» **Problem to work on**
Repeat the material verbatim. Images are excluded from the copy.

» **Dataset extract**

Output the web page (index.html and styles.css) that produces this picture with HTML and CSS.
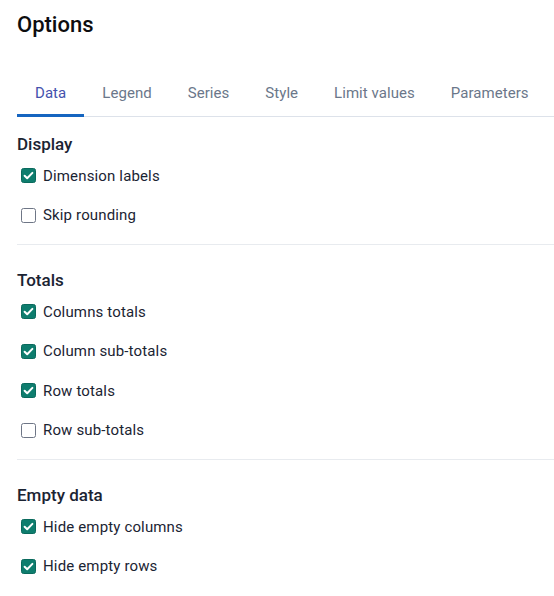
FILE: index.html
```html
<!DOCTYPE html>
<html lang="en">
<head>
<meta charset="utf-8">
<title>Options</title>
<link rel="stylesheet" href="styles.css">
</head>
<body>
<div class="panel">
  <h1 class="title">Options</h1>
  <nav class="tabs">
    <div class="tab active">Data</div>
    <div class="tab">Legend</div>
    <div class="tab">Series</div>
    <div class="tab">Style</div>
    <div class="tab">Limit values</div>
    <div class="tab">Parameters</div>
  </nav>

  <section class="section first">
    <h2 class="section-title">Display</h2>
    <label class="row"><span class="box checked"><svg viewBox="0 0 15 15"><path d="M3.6 7.8 L6.2 10.3 L11.4 4.9"/></svg></span><span class="label">Dimension labels</span></label>
    <label class="row"><span class="box"></span><span class="label">Skip rounding</span></label>
  </section>

  <section class="section">
    <h2 class="section-title">Totals</h2>
    <label class="row"><span class="box checked"><svg viewBox="0 0 15 15"><path d="M3.6 7.8 L6.2 10.3 L11.4 4.9"/></svg></span><span class="label">Columns totals</span></label>
    <label class="row"><span class="box checked"><svg viewBox="0 0 15 15"><path d="M3.6 7.8 L6.2 10.3 L11.4 4.9"/></svg></span><span class="label">Column sub-totals</span></label>
    <label class="row"><span class="box checked"><svg viewBox="0 0 15 15"><path d="M3.6 7.8 L6.2 10.3 L11.4 4.9"/></svg></span><span class="label">Row totals</span></label>
    <label class="row"><span class="box"></span><span class="label">Row sub-totals</span></label>
  </section>

  <section class="section last">
    <h2 class="section-title">Empty data</h2>
    <label class="row"><span class="box checked"><svg viewBox="0 0 15 15"><path d="M3.6 7.8 L6.2 10.3 L11.4 4.9"/></svg></span><span class="label">Hide empty columns</span></label>
    <label class="row"><span class="box checked"><svg viewBox="0 0 15 15"><path d="M3.6 7.8 L6.2 10.3 L11.4 4.9"/></svg></span><span class="label">Hide empty rows</span></label>
  </section>
</div>
</body>
</html>
```

FILE: styles.css
```css
html, body {
  margin: 0;
  padding: 0;
  background: #ffffff;
}

body {
  font-family: Roboto, "Liberation Sans", Arial, sans-serif;
  color: #1b2433;
}

.panel {
  padding: 12px 0 0 17px;
}

.title {
  margin: 0 0 32px 0;
  font-size: 22px;
  line-height: 26px;
  font-weight: 500;
  color: #0d0d0f;
}

.tabs {
  display: flex;
  border-bottom: 1px solid #dde2ea;
}

.tab {
  position: relative;
  padding: 13px 18px 13px;
  font-size: 15px;
  line-height: 20px;
  letter-spacing: 0.05px;
  color: #6b778a;
  white-space: nowrap;
}

.tab.active {
  color: #4452ad;
}

.tab.active::after {
  content: "";
  position: absolute;
  left: 0;
  right: 0;
  bottom: -1px;
  height: 3px;
  background: #1565c0;
}

.section {
  padding: 23px 0 9px 0;
  border-bottom: 1px solid #e8ebef;
}

.section.first {
  padding-top: 15px;
}

.section.last {
  border-bottom: none;
}

.section-title {
  margin: 0;
  font-size: 17px;
  line-height: 24px;
  font-weight: 500;
  color: #1b2433;
}

.row {
  display: flex;
  align-items: center;
  height: 39.5px;
  gap: 6px;
  padding-left: 4px;
}

.box {
  box-sizing: border-box;
  width: 15px;
  height: 15px;
  border: 1.5px solid #6e7686;
  border-radius: 2.5px;
  display: flex;
  align-items: center;
  justify-content: center;
  flex: none;
}

.box.checked {
  background: #0e7d6e;
  border-color: #0a6a5d;
}

.box svg {
  width: 15px;
  height: 15px;
  flex: none;
}

.box svg path {
  fill: none;
  stroke: #ffffff;
  stroke-width: 2;
  stroke-linecap: round;
  stroke-linejoin: round;
}

.label {
  margin-left: 1px;
  font-size: 15px;
  line-height: 20px;
  letter-spacing: 0.15px;
  color: #1b2433;
}
```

» **Answer to this exercise**
Output the web page (index.html and styles.css) that produces this picture with HTML and CSS.
FILE: index.html
```html
<!DOCTYPE html>
<html lang="en">
<head>
<meta charset="utf-8">
<title>Options</title>
<link rel="stylesheet" href="styles.css">
</head>
<body>
<div class="panel">
  <h1 class="title">Options</h1>
  <nav class="tabs">
    <div class="tab active">Data</div>
    <div class="tab">Legend</div>
    <div class="tab">Series</div>
    <div class="tab">Style</div>
    <div class="tab">Limit values</div>
    <div class="tab">Parameters</div>
  </nav>

  <section class="section first">
    <h2 class="section-title">Display</h2>
    <label class="row"><span class="box checked"><svg viewBox="0 0 15 15"><path d="M3.6 7.8 L6.2 10.3 L11.4 4.9"/></svg></span><span class="label">Dimension labels</span></label>
    <label class="row"><span class="box"></span><span class="label">Skip rounding</span></label>
  </section>

  <section class="section">
    <h2 class="section-title">Totals</h2>
    <label class="row"><span class="box checked"><svg viewBox="0 0 15 15"><path d="M3.6 7.8 L6.2 10.3 L11.4 4.9"/></svg></span><span class="label">Columns totals</span></label>
    <label class="row"><span class="box checked"><svg viewBox="0 0 15 15"><path d="M3.6 7.8 L6.2 10.3 L11.4 4.9"/></svg></span><span class="label">Column sub-totals</span></label>
    <label class="row"><span class="box checked"><svg viewBox="0 0 15 15"><path d="M3.6 7.8 L6.2 10.3 L11.4 4.9"/></svg></span><span class="label">Row totals</span></label>
    <label class="row"><span class="box"></span><span class="label">Row sub-totals</span></label>
  </section>

  <section class="section last">
    <h2 class="section-title">Empty data</h2>
    <label class="row"><span class="box checked"><svg viewBox="0 0 15 15"><path d="M3.6 7.8 L6.2 10.3 L11.4 4.9"/></svg></span><span class="label">Hide empty columns</span></label>
    <label class="row"><span class="box checked"><svg viewBox="0 0 15 15"><path d="M3.6 7.8 L6.2 10.3 L11.4 4.9"/></svg></span><span class="label">Hide empty rows</span></label>
  </section>
</div>
</body>
</html>
```

FILE: styles.css
```css
html, body {
  margin: 0;
  padding: 0;
  background: #ffffff;
}

body {
  font-family: Roboto, "Liberation Sans", Arial, sans-serif;
  color: #1b2433;
}

.panel {
  padding: 12px 0 0 17px;
}

.title {
  margin: 0 0 32px 0;
  font-size: 22px;
  line-height: 26px;
  font-weight: 500;
  color: #0d0d0f;
}

.tabs {
  display: flex;
  border-bottom: 1px solid #dde2ea;
}

.tab {
  position: relative;
  padding: 13px 18px 13px;
  font-size: 15px;
  line-height: 20px;
  letter-spacing: 0.05px;
  color: #6b778a;
  white-space: nowrap;
}

.tab.active {
  color: #4452ad;
}

.tab.active::after {
  content: "";
  position: absolute;
  left: 0;
  right: 0;
  bottom: -1px;
  height: 3px;
  background: #1565c0;
}

.section {
  padding: 23px 0 9px 0;
  border-bottom: 1px solid #e8ebef;
}

.section.first {
  padding-top: 15px;
}

.section.last {
  border-bottom: none;
}

.section-title {
  margin: 0;
  font-size: 17px;
  line-height: 24px;
  font-weight: 500;
  color: #1b2433;
}

.row {
  display: flex;
  align-items: center;
  height: 39.5px;
  gap: 6px;
  padding-left: 4px;
}

.box {
  box-sizing: border-box;
  width: 15px;
  height: 15px;
  border: 1.5px solid #6e7686;
  border-radius: 2.5px;
  display: flex;
  align-items: center;
  justify-content: center;
  flex: none;
}

.box.checked {
  background: #0e7d6e;
  border-color: #0a6a5d;
}

.box svg {
  width: 15px;
  height: 15px;
  flex: none;
}

.box svg path {
  fill: none;
  stroke: #ffffff;
  stroke-width: 2;
  stroke-linecap: round;
  stroke-linejoin: round;
}

.label {
  margin-left: 1px;
  font-size: 15px;
  line-height: 20px;
  letter-spacing: 0.15px;
  color: #1b2433;
}
```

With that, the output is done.